Material:

******

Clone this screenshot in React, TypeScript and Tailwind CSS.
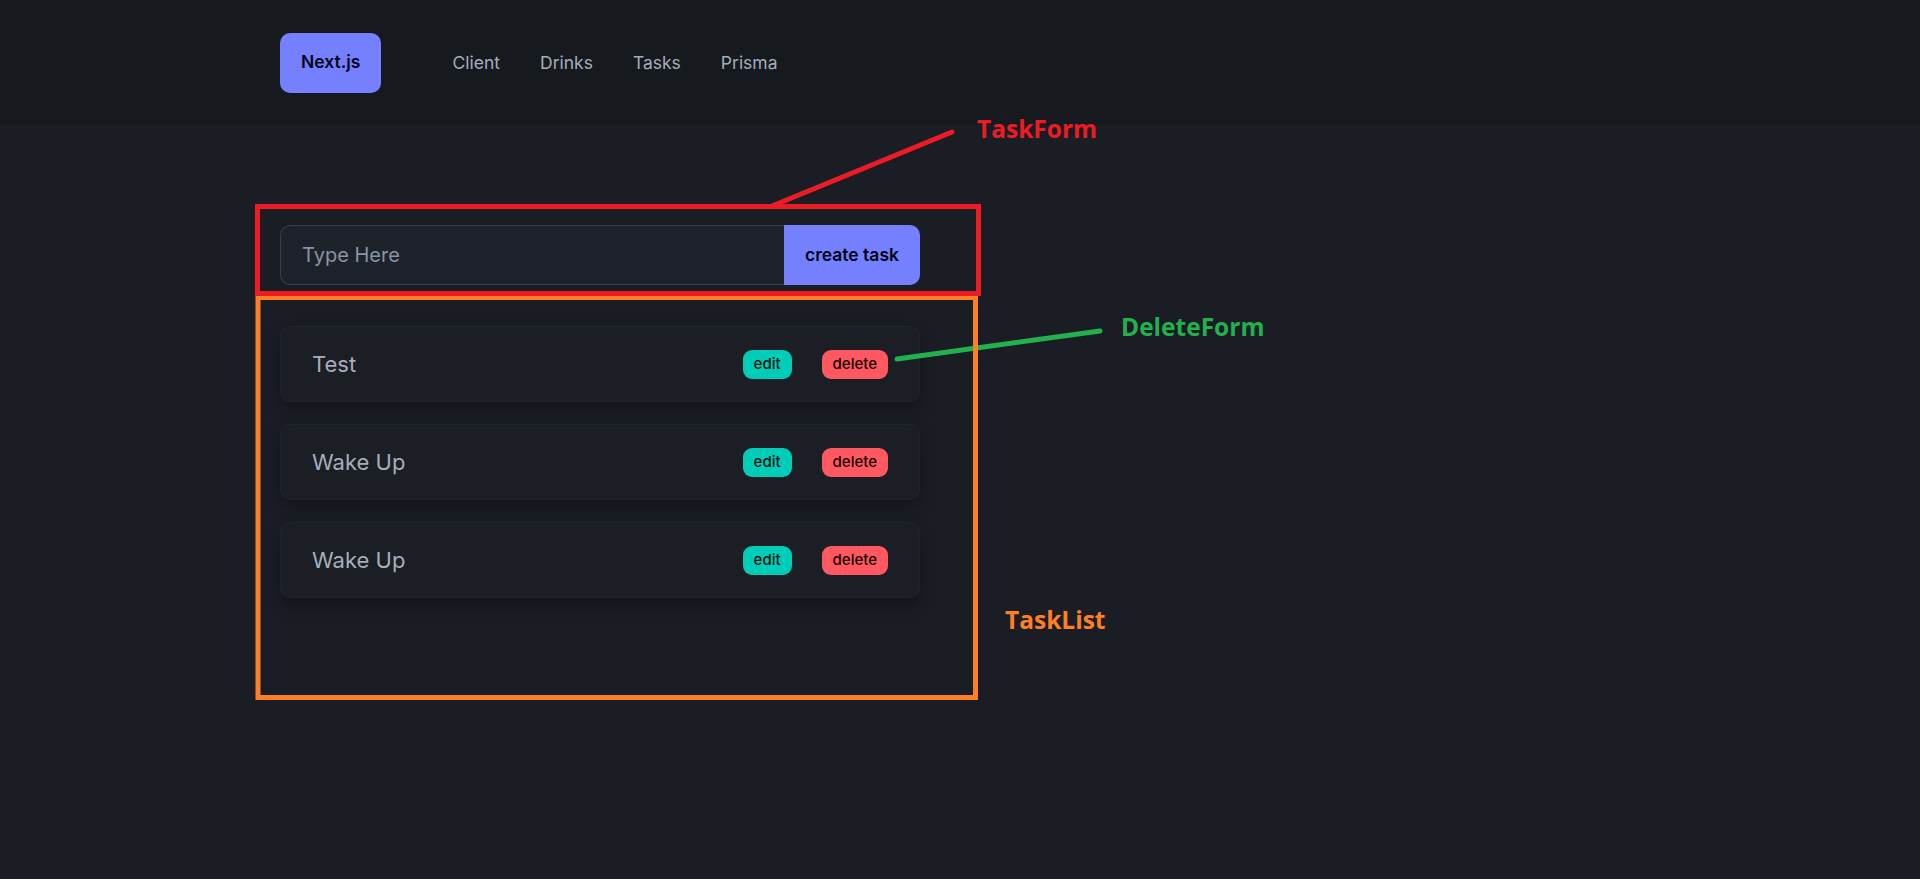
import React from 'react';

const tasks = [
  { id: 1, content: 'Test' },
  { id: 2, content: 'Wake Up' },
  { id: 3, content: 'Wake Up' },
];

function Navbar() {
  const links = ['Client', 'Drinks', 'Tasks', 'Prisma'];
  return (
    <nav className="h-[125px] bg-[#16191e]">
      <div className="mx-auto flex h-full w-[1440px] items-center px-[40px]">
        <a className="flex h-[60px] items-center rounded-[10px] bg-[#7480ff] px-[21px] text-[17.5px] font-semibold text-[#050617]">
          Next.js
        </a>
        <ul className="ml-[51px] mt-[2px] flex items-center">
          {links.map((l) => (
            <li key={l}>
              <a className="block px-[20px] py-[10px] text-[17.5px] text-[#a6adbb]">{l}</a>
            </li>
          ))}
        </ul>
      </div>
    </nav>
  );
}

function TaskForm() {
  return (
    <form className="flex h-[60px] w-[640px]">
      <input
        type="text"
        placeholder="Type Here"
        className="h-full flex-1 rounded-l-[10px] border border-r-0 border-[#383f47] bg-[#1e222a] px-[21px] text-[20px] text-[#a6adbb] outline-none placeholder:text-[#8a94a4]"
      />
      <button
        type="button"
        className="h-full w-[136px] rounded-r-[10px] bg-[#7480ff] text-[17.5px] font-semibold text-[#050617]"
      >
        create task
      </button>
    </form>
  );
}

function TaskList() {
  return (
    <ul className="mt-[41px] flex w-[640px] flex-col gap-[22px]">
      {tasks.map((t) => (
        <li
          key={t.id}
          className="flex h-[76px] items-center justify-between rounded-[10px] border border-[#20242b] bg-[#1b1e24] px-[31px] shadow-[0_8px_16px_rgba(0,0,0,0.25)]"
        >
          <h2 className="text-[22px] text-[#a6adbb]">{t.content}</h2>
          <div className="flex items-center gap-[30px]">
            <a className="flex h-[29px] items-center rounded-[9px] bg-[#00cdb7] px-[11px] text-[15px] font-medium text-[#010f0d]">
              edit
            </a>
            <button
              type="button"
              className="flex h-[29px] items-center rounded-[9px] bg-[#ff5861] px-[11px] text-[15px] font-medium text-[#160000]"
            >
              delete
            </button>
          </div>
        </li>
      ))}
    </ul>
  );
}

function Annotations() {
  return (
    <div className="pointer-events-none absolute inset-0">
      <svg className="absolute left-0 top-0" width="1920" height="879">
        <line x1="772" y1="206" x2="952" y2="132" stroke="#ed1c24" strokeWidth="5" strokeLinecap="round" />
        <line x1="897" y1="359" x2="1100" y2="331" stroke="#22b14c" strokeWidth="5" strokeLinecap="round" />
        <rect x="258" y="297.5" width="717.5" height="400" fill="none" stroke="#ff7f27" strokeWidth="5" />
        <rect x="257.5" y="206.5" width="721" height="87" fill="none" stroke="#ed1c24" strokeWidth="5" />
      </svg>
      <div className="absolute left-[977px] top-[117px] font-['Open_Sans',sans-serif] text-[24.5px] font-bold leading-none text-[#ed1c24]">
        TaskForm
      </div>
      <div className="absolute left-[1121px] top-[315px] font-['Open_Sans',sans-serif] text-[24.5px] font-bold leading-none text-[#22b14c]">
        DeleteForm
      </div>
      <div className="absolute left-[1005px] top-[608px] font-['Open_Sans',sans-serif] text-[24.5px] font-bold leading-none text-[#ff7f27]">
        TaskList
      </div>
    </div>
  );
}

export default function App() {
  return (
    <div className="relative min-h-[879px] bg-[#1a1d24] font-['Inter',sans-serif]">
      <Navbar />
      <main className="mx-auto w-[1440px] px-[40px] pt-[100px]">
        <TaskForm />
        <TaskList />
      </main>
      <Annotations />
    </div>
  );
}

******

Objective: Write the lines above out again exactly, without any of their pictures.

Solution to this exercise:
Clone this screenshot in React, TypeScript and Tailwind CSS.
import React from 'react';

const tasks = [
  { id: 1, content: 'Test' },
  { id: 2, content: 'Wake Up' },
  { id: 3, content: 'Wake Up' },
];

function Navbar() {
  const links = ['Client', 'Drinks', 'Tasks', 'Prisma'];
  return (
    <nav className="h-[125px] bg-[#16191e]">
      <div className="mx-auto flex h-full w-[1440px] items-center px-[40px]">
        <a className="flex h-[60px] items-center rounded-[10px] bg-[#7480ff] px-[21px] text-[17.5px] font-semibold text-[#050617]">
          Next.js
        </a>
        <ul className="ml-[51px] mt-[2px] flex items-center">
          {links.map((l) => (
            <li key={l}>
              <a className="block px-[20px] py-[10px] text-[17.5px] text-[#a6adbb]">{l}</a>
            </li>
          ))}
        </ul>
      </div>
    </nav>
  );
}

function TaskForm() {
  return (
    <form className="flex h-[60px] w-[640px]">
      <input
        type="text"
        placeholder="Type Here"
        className="h-full flex-1 rounded-l-[10px] border border-r-0 border-[#383f47] bg-[#1e222a] px-[21px] text-[20px] text-[#a6adbb] outline-none placeholder:text-[#8a94a4]"
      />
      <button
        type="button"
        className="h-full w-[136px] rounded-r-[10px] bg-[#7480ff] text-[17.5px] font-semibold text-[#050617]"
      >
        create task
      </button>
    </form>
  );
}

function TaskList() {
  return (
    <ul className="mt-[41px] flex w-[640px] flex-col gap-[22px]">
      {tasks.map((t) => (
        <li
          key={t.id}
          className="flex h-[76px] items-center justify-between rounded-[10px] border border-[#20242b] bg-[#1b1e24] px-[31px] shadow-[0_8px_16px_rgba(0,0,0,0.25)]"
        >
          <h2 className="text-[22px] text-[#a6adbb]">{t.content}</h2>
          <div className="flex items-center gap-[30px]">
            <a className="flex h-[29px] items-center rounded-[9px] bg-[#00cdb7] px-[11px] text-[15px] font-medium text-[#010f0d]">
              edit
            </a>
            <button
              type="button"
              className="flex h-[29px] items-center rounded-[9px] bg-[#ff5861] px-[11px] text-[15px] font-medium text-[#160000]"
            >
              delete
            </button>
          </div>
        </li>
      ))}
    </ul>
  );
}

function Annotations() {
  return (
    <div className="pointer-events-none absolute inset-0">
      <svg className="absolute left-0 top-0" width="1920" height="879">
        <line x1="772" y1="206" x2="952" y2="132" stroke="#ed1c24" strokeWidth="5" strokeLinecap="round" />
        <line x1="897" y1="359" x2="1100" y2="331" stroke="#22b14c" strokeWidth="5" strokeLinecap="round" />
        <rect x="258" y="297.5" width="717.5" height="400" fill="none" stroke="#ff7f27" strokeWidth="5" />
        <rect x="257.5" y="206.5" width="721" height="87" fill="none" stroke="#ed1c24" strokeWidth="5" />
      </svg>
      <div className="absolute left-[977px] top-[117px] font-['Open_Sans',sans-serif] text-[24.5px] font-bold leading-none text-[#ed1c24]">
        TaskForm
      </div>
      <div className="absolute left-[1121px] top-[315px] font-['Open_Sans',sans-serif] text-[24.5px] font-bold leading-none text-[#22b14c]">
        DeleteForm
      </div>
      <div className="absolute left-[1005px] top-[608px] font-['Open_Sans',sans-serif] text-[24.5px] font-bold leading-none text-[#ff7f27]">
        TaskList
      </div>
    </div>
  );
}

export default function App() {
  return (
    <div className="relative min-h-[879px] bg-[#1a1d24] font-['Inter',sans-serif]">
      <Navbar />
      <main className="mx-auto w-[1440px] px-[40px] pt-[100px]">
        <TaskForm />
        <TaskList />
      </main>
      <Annotations />
    </div>
  );
}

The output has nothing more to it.